18. The wavelength discretely tunable semiconductor laser of claim 1, wherein the laser amplifier comprises:

AlGaAs.

19. The wavelength discretely tunable semiconductor laser of claim 1, wherein the laser amplifier comprises:

InP.

20. The wavelength discretely tunable semiconductor laser of claim 1, wherein the laser amplifier comprises:

InGaAsP.

21. The wavelength discretely tunable semiconductor laser of claim 1, wherein the laser amplifier comprises:

GaN.

22. The wavelength discretely tunable semiconductor laser of claim 1, further comprising:

a first lens collimating light from said laser amplifier; and

a second lens focusing light on the end of reflector to form a cat's eye structure to stabilize the laser.

23. The wavelength discretely tunable semiconductor laser of claim 22, comprising:

a GRIN lens coated with high reflection material on one side and anti-reflection material on the other side, thereby integrating the end reflector and the second lens.

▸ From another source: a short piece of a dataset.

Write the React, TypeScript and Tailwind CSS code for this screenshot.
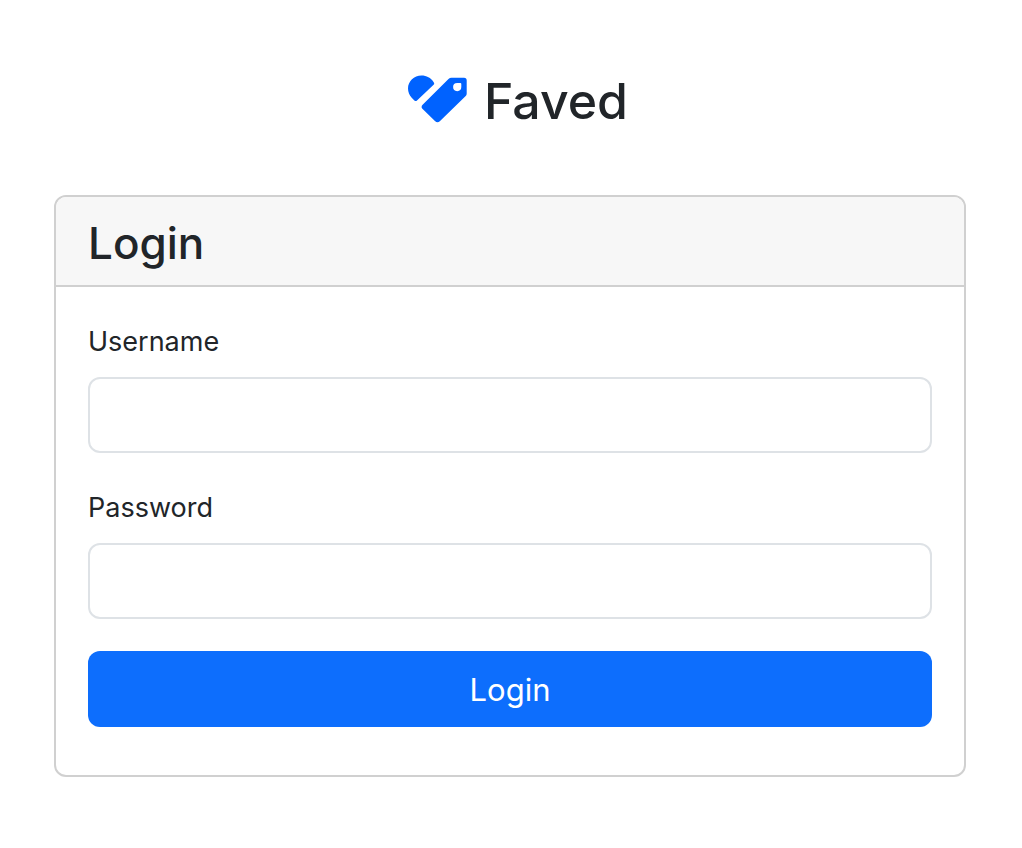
function Logo() {
  return (
    <svg className="mb-1.5 h-12 w-[60px] shrink-0" viewBox="0 0 60 48" aria-hidden="true" fill="#0062ff">
      <path d="M9 25.400 L25.600 9.800 C26.400 9 26.400 8.200 25.700 7.200 C22.800 2.700 18.500 .5 13.500 .5 C6 .5 0 6.300 0 13.500 C0 17 1.400 20.300 3.700 22.700 L6.400 25.400 C7.200 26.200 8.200 26.200 9 25.400 Z" />
      <path fillRule="evenodd" d="M43.500 2.700 H56 Q58.700 2.700 58.700 5.400 V18.500 Q58.700 20 57.700 21 L31.800 46.300 Q29.500 48.300 27.200 46.300 L14.400 33.700 Q12.700 31.800 14.600 29.800 L40.500 4 Q41.800 2.700 43.500 2.700 Z M49.200 8 H52.300 Q53.300 8 53.300 9 V12.100 A4.100 4.100 0 1 1 49.200 8 Z" />
    </svg>
  );
}

function Field({ id, label, type }: { id: string; label: string; type: string }) {
  return (
    <div className="mb-8">
      <label htmlFor={id} className="mb-3 block text-[27px] leading-[46px]">{label}</label>
      <input id={id} name={id} type={type} className="block h-[76px] w-full rounded-xl border-2 border-[#dee2e6] bg-white px-6 text-[31px] outline-none focus:border-[#86b7fe]" />
    </div>
  );
}

export default function App() {
  return (
    <main className="min-h-screen bg-white pt-16 pr-14 pb-16 pl-[54px] font-['Inter',sans-serif] text-[#212529]">
      <header className="mb-14 flex items-center justify-center gap-4 pl-4">
        <Logo />
        <h1 className="text-[50px] leading-[75px] font-medium">Faved</h1>
      </header>
      <section className="overflow-hidden rounded-xl border-2 border-[#d0d0d0]">
        <div className="border-b-2 border-[#d0d0d0] bg-[#f7f7f7] px-8 pt-4.5 pb-3.5">
          <h2 className="text-[44px] leading-[56px] font-medium">Login</h2>
        </div>
        <form className="px-8 pt-8 pb-12" onSubmit={(e) => e.preventDefault()}>
          <Field id="username" label="Username" type="text" />
          <Field id="password" label="Password" type="password" />
          <button type="submit" className="block h-[76px] w-full rounded-xl bg-[#0d6efd] pt-0.5 text-[31px] text-white">Login</button>
        </form>
      </section>
    </main>
  );
}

24. The wavelength discretely tunable semiconductor laser of claim 1, said cavity length compensating element comprising:

a slab shape substrate with anti-reflection coating on its opposite sides and configured as an optically transparent phase compensator by varying its optical path length by at least one of mechanical, electrical and thermal change.

25. The method of discretely tuning wavelength in an optical device including a laser amplifier, two cascade etalon filters, an optical phase compensator, and an end reflector; the method comprising the step of:

changing optical path length of at least one of the said first etalon filter and second etalon filter by varying refractive index and physical length in at least one of said filters to relatively shift and realign the filter transmission passband from each etalon filter such that the overlapped passbands move in steps of FSR across an entire operating wavelength region.